Творчество немецкого художника Герхарда Рихтера. Идеи. Алхимия краски: цвет и фактура. От портрета и пейзажа к абстракции, страница 23

Так, грандиозность в них обусловлена не только выбором в качестве объекта изображения масштабных пространств и монументальных зданий, но и соответствующим крупным форматом фотографических полотен. Кроме того, грандиозна и география запечатленных объектов, охватывающая пространство от Нью-Йорка до Токио. Эти же аспекты приводят и к ощущению бесконечности, и, подобно тому, как ни взгляд, ни сознание не способны охватить целиком море, небо или горы – классические образцы бесконечного в традиционной культуре, так и масштабная современная архитектура становится неподвластной полному единовременному зрительному постижению. Более того, ощущение бесконечности достигается Гурски через неисчислимые структурные повторения, решенные в едином цвете, будь то вереницы одинаковых оконных квадратов в «Монпарнассе» или интерьер здания в Шанхае (илл. 36), где «повторения желтых элементов и вихреобразная устремленность структуры сообщают зданию одновременно качества бесконечности и автономной замкнутости, лишая его начала и конца»[75].  

Понятие трансцендентного в работах Гурски обретает, пожалуй, наиболее проблематичное звучание. Так, грандиозные, потенциально бесконечные и одновременно замкнутые структуры на его фотополотнах в качестве почти абстрактных систем действительно вызывают впечатление их отношения к некой мета-реальности. Вместе с тем, трансцендентность у Гурски обретает и другой смысл, не только проявляясь в характере величественной имперсональности структуры, но заключая в себе и нечто пугающее, ужасное, что в традиции культуры также входит в понятие возвышенного[76]. Но если, к примеру, в фантастических «Тюрьмах» Пиранези ужасное рождает экзистенциальное напряжение, тождественное полноте бытия, то в современных образах развитой капиталистической культуры чудовищность выражается в господстве тотальной пустоты банального, которая обладает свойством уже не катарсиса, но, скорее, безвыходной аффермативности. Действительно, едва присмотревшись к фотографии Гурски, зритель начинает осознавать, что роскошные цветные россыпи на фотографии в реальности оказываются людьми, буквально растворенными в разбросанных кипах бумаг и компьютерных мониторах, как в «Чикагской бирже», или товарами в упаковках, бесконечными рядами заполняющими пространство гипермаркета, как в «99 центах» (илл. 37).

Подобный ужас банального ясно ощущается и во многих произведениях Рихтера.

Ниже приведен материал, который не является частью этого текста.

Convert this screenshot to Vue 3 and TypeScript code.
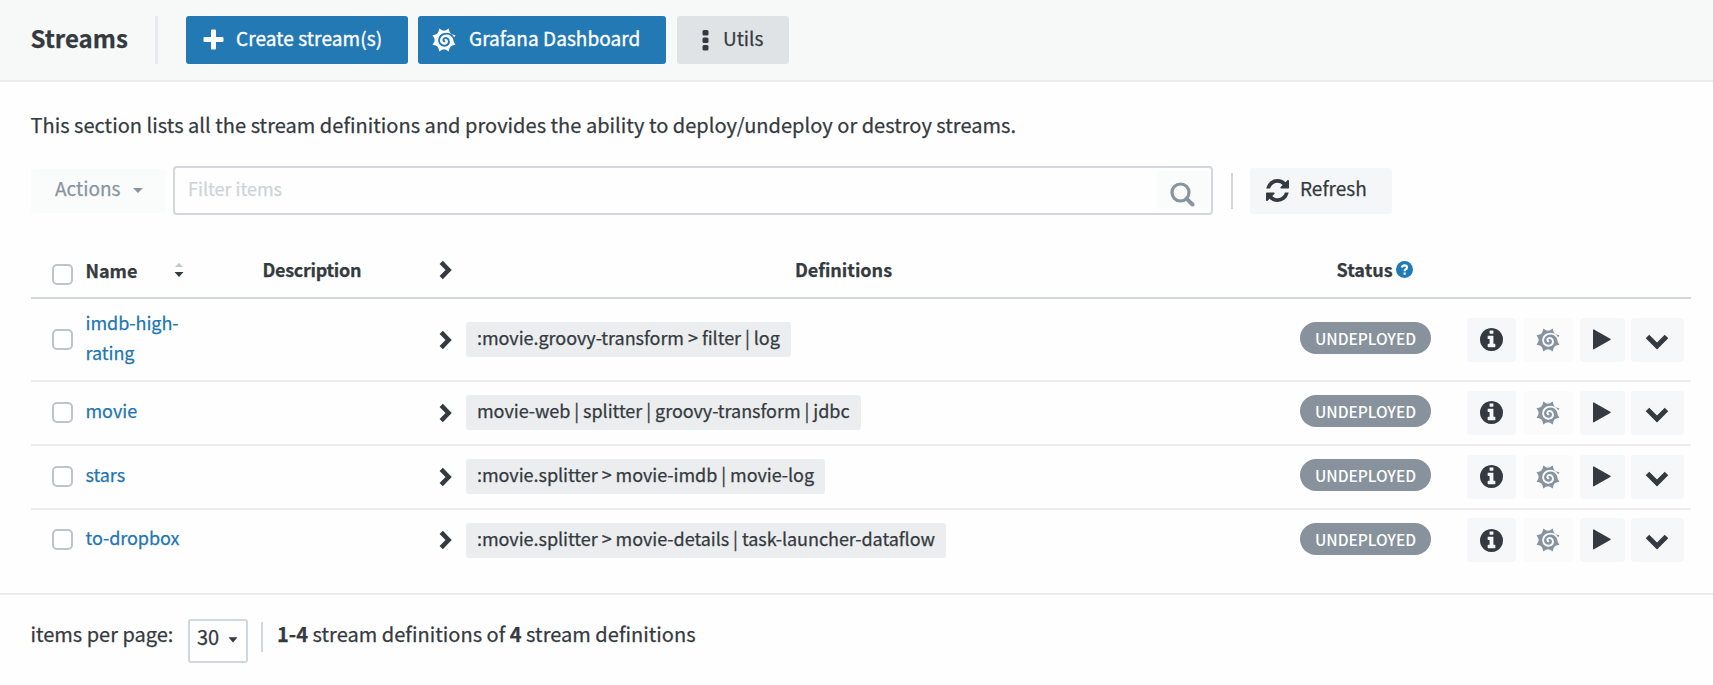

Так, например, переводя на холст фотографию фламандской люстры или рокайльного стола (илл. 38), художник создает портрет вещи, который, при всем сходстве с оригинальным изображением, существенным образом отличается от него. Предмет, казавшийся на фотокарточке внешне вполне привлекательным и вместе с тем обладающим минимумом смысловой нагрузки, на картине предстает почти чудовищем, порождающим серьезные критические коннотации. Через углубление теней и смазывание очертаний, оставляющих призрачный шлейф, изображение безобидного рокайльного столика с путти превращается в мрачный знак буржуазной банальности, в которой, как в бюрократе Эйхмане, кажется, способно скрываться подлинное зло. Комментарием к этому могут служить слова Бодрийяра: «В распространенном процессе потребления нет больше души, тени, двойника, образа в зеркальном смысле. Нет больше ни противоречия бытия, ни проблематики подлинности и видимости. Есть только  излучение и получение знаков, и индивидуальное бытие уничтожается в этой комбинаторике и подсчете знаков…»[77]. Таким образом, по мысли философа, в обществе потребления трансцендентное как духовное, божественное, в сущности, нашло свой конец. Действительно, чудовищность банального и «метафизику» чистой структуры вполне можно признать за суррогат трансцендентности и беспомощную попытку найти альтернативу утраченному Богу, вечности, истории. В результате, новое «возвышенное», сформированное современной культурой и находящее отражение, в частности, в фотографиях Андреаса Гурски, оказывается, в реальности, глубоко неподлинным, пустым, фиктивным. Лишенное духовное опоры, «возвышенное» зачастую оборачивается лишь эффектом, не способным внушить зрителю «великие помыслы», потрясти его душу.